According to the study, 1,544 people have said that they know people who manipulate ethnic discrimination in social media. 

The International Convention on the Elimination of All Forms of Racial Discrimination

The International Convention on the Elimination of All Forms of Racial Discrimination was adopted and opened for signature and ratification by General Assembly resolution 2106 of 21 December 1965 entry into force 4 January 1969, in accordance with Article 19. 

“In this Convention, the term "racial discrimination" shall mean any distinction, exclusion, restriction or preference based on race, colour, descent, or national or ethnic origin which has the purpose or effect of nullifying or impairing the recognition, enjoyment or exercise, on an equal footing, of human rights and fundamental freedoms in the political, economic, social, cultural or any other field of public life,” Article 1 of the convention states.   

The convention urges states parties to condemn racial discrimination and undertake to pursue by all appropriate means and without delay a policy of eliminating racial discrimination in all its forms and promoting understanding among all races.
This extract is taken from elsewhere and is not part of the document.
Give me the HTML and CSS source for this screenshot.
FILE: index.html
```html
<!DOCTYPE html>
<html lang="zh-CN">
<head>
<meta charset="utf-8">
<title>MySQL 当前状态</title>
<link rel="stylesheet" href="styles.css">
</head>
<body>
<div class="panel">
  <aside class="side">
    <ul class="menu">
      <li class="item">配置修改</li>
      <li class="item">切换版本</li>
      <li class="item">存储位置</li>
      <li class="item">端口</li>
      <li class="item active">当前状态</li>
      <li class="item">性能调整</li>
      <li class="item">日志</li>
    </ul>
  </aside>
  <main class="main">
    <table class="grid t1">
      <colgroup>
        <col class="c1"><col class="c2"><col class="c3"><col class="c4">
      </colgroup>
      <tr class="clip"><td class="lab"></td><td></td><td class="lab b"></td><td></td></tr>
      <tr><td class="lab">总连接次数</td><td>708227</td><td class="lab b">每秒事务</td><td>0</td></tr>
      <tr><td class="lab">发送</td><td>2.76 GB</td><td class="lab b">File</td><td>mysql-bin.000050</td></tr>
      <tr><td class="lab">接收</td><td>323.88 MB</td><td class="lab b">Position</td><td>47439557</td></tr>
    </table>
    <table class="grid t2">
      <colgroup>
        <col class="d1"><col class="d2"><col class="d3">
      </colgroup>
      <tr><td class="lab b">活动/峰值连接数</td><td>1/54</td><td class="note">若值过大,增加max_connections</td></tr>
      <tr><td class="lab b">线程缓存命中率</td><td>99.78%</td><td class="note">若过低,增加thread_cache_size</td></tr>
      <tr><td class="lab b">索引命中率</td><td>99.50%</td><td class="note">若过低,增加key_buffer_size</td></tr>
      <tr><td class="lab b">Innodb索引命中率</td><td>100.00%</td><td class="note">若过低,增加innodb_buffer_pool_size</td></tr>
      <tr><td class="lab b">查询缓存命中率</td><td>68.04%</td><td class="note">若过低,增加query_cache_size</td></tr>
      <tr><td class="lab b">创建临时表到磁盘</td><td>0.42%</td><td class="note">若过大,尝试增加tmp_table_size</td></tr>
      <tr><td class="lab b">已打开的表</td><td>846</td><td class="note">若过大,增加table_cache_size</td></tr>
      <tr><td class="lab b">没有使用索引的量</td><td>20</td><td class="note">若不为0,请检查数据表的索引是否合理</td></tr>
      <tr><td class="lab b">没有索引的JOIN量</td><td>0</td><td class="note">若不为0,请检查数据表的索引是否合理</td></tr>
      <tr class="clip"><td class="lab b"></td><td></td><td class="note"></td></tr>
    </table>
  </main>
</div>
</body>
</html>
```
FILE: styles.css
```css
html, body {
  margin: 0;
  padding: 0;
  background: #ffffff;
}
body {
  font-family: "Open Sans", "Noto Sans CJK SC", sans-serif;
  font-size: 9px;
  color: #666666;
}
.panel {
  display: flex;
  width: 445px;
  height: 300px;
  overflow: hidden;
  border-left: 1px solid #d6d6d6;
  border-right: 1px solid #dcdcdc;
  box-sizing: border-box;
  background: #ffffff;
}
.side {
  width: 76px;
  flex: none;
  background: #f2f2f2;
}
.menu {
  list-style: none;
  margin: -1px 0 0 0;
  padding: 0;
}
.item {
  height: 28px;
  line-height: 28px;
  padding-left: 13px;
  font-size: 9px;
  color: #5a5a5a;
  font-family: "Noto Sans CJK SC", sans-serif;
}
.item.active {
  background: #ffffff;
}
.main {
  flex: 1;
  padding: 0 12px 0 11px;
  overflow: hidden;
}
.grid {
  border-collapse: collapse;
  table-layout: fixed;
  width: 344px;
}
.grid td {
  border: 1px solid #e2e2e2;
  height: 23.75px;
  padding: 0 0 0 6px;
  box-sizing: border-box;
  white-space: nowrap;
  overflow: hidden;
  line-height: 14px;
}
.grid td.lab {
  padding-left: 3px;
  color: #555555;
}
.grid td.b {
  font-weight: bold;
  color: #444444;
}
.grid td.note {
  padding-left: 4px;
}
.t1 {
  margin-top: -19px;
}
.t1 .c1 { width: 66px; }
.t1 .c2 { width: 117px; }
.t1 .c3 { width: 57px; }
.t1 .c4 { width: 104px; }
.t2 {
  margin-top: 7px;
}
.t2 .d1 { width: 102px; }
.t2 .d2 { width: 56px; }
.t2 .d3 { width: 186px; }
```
The document also states that each State Party should undertake efforts to engage in no act or practice of racial discrimination against persons, groups of persons or institutions and to en sure that all public authorities and public institutions, national and local, shall act in conformity with this obligation; Each State Party.
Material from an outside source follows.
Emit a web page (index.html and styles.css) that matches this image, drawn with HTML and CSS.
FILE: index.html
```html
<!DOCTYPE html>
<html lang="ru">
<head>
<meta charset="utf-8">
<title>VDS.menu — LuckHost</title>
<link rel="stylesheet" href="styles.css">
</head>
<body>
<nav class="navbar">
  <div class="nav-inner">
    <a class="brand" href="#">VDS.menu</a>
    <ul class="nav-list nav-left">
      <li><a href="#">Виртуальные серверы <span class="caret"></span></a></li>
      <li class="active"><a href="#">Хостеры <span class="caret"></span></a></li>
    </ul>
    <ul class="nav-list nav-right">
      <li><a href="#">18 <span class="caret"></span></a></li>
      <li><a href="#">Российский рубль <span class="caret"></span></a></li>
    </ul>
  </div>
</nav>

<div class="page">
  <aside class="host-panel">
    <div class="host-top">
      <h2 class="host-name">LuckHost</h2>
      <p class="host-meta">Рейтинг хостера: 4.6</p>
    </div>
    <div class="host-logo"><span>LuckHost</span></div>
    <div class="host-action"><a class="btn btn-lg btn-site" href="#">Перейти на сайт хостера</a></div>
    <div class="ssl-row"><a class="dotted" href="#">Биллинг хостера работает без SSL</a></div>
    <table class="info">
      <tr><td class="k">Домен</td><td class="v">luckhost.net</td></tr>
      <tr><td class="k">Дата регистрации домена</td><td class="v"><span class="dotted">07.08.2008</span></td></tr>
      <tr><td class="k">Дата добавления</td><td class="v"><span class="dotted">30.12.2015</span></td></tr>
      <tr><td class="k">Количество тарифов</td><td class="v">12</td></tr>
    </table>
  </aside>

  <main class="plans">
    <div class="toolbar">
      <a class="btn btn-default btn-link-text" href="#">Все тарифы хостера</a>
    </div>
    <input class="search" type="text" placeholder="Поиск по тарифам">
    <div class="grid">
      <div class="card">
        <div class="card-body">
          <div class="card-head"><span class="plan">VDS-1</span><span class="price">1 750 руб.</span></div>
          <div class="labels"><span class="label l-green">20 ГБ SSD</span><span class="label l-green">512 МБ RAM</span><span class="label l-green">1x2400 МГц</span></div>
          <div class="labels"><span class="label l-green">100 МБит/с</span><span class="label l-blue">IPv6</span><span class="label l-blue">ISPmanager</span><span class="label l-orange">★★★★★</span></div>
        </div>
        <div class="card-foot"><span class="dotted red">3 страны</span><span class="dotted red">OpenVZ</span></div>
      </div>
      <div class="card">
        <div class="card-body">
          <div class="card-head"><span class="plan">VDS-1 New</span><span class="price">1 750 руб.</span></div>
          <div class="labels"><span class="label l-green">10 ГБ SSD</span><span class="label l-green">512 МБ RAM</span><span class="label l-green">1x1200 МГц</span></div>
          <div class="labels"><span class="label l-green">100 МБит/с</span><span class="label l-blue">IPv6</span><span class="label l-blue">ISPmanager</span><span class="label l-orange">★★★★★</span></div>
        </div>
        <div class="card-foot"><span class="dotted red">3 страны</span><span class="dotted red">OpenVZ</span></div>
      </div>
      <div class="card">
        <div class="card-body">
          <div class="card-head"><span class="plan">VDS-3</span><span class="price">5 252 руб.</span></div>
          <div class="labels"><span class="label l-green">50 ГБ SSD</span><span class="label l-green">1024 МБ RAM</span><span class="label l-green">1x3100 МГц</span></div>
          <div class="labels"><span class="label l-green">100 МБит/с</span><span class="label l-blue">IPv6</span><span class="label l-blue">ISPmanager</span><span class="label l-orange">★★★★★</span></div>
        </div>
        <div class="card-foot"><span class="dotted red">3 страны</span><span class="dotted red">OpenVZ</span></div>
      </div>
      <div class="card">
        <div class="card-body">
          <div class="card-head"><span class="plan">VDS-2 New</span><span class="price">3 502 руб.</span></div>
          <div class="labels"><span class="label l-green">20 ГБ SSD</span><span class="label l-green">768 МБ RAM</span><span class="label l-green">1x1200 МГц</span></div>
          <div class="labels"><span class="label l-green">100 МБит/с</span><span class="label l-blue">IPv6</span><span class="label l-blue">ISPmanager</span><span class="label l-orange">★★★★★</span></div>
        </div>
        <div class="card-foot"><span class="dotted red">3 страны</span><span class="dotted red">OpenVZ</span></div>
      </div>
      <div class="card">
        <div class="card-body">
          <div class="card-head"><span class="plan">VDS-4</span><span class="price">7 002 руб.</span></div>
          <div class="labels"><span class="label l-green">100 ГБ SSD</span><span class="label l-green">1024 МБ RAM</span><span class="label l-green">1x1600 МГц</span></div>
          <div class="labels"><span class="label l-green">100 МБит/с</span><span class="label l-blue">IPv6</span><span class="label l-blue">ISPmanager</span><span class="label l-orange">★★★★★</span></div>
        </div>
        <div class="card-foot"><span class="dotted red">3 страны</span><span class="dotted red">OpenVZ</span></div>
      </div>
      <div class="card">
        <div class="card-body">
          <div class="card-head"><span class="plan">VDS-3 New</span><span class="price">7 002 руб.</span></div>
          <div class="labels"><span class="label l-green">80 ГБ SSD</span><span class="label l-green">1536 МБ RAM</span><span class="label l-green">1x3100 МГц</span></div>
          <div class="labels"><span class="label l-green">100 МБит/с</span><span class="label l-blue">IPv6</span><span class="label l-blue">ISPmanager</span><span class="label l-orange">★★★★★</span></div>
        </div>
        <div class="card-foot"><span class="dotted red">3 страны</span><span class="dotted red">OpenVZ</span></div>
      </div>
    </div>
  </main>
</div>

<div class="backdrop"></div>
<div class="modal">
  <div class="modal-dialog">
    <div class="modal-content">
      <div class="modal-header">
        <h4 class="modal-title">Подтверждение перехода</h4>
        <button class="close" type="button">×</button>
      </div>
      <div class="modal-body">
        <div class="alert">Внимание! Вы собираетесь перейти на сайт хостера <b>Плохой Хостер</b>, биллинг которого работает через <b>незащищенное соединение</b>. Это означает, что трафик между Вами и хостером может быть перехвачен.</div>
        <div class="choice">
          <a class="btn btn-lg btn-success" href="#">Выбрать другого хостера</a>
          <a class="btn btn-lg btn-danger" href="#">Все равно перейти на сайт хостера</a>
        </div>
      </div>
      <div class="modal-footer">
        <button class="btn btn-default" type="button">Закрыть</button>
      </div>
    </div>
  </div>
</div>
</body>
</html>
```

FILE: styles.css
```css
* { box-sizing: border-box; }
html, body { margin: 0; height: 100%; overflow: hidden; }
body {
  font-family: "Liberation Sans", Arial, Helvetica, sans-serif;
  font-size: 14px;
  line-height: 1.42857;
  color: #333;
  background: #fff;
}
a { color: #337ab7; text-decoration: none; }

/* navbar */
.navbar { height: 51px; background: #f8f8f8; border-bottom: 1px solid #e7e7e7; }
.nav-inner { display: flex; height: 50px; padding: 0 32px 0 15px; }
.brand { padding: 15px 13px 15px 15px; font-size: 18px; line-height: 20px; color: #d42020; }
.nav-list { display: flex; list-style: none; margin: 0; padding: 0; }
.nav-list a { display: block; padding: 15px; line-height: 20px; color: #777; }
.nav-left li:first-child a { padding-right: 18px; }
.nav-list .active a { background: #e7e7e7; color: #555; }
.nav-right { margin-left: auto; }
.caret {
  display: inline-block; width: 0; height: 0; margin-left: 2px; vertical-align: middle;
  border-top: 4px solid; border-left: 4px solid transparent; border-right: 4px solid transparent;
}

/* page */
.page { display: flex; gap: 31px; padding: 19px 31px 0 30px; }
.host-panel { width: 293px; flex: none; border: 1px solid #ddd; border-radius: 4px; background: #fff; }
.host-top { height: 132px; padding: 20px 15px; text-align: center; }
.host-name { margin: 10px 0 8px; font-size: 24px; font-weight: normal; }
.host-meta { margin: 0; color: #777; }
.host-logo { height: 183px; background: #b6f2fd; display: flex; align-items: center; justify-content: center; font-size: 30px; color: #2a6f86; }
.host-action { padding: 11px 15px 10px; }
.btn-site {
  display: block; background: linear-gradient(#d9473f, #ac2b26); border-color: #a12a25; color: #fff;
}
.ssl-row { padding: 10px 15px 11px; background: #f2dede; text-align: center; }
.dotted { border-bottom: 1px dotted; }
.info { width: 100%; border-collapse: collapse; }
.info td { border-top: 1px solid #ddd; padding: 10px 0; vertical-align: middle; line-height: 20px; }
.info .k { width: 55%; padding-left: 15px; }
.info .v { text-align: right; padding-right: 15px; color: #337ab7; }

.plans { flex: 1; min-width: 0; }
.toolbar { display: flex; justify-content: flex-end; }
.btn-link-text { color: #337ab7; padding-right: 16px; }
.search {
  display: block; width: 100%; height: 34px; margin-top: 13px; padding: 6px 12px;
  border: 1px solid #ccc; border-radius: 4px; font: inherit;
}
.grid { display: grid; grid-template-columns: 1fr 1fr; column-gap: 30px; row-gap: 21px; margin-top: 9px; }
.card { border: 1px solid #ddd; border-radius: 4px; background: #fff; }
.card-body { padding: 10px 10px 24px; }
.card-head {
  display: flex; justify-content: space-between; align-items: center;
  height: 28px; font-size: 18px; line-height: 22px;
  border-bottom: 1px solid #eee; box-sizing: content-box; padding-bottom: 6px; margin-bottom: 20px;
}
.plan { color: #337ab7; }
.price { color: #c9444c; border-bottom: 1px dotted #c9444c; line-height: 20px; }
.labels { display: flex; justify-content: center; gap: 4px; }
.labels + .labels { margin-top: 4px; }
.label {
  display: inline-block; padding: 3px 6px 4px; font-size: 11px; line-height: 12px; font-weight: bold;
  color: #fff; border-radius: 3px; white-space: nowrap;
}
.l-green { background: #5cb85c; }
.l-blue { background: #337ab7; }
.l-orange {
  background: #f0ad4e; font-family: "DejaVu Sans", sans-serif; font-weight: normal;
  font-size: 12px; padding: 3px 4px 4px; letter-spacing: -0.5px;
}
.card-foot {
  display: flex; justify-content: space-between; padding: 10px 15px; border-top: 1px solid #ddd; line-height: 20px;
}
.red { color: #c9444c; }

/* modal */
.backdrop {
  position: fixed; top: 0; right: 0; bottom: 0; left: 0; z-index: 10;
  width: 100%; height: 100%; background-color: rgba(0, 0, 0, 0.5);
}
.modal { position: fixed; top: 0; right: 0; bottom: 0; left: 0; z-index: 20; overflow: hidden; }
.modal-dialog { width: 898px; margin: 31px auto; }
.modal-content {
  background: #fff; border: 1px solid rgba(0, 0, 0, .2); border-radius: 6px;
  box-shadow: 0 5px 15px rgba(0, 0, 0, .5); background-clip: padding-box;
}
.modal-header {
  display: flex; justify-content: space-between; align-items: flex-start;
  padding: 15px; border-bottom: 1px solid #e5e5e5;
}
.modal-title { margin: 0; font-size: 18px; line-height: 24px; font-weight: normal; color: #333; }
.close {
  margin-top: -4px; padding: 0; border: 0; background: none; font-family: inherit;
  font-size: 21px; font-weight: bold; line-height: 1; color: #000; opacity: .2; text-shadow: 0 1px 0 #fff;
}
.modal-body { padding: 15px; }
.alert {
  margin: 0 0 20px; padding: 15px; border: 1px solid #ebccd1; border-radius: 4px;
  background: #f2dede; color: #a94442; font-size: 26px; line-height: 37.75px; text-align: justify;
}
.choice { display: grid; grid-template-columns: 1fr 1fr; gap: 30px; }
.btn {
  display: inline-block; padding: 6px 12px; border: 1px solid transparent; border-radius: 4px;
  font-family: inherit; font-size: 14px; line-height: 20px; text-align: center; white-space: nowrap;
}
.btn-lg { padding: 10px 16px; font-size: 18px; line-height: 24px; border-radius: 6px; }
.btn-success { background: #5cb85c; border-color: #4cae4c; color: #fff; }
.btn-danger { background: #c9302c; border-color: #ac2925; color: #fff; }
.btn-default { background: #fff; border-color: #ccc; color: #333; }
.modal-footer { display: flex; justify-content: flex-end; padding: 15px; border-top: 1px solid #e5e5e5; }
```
The document also asks States Parties to condemn all propaganda and all organizations which are based on ideas or theories of superiority of one race or group of persons of one colour or ethnic origin, or which attempt to justify or promote racial hatred and discrimination in any form, and undertake to adopt immediate and positive measures designed to eradicate all incitement to, or acts of, such discrimination and, to this end, with due regard to the principles embodied in the Universal Declaration of Human Rights.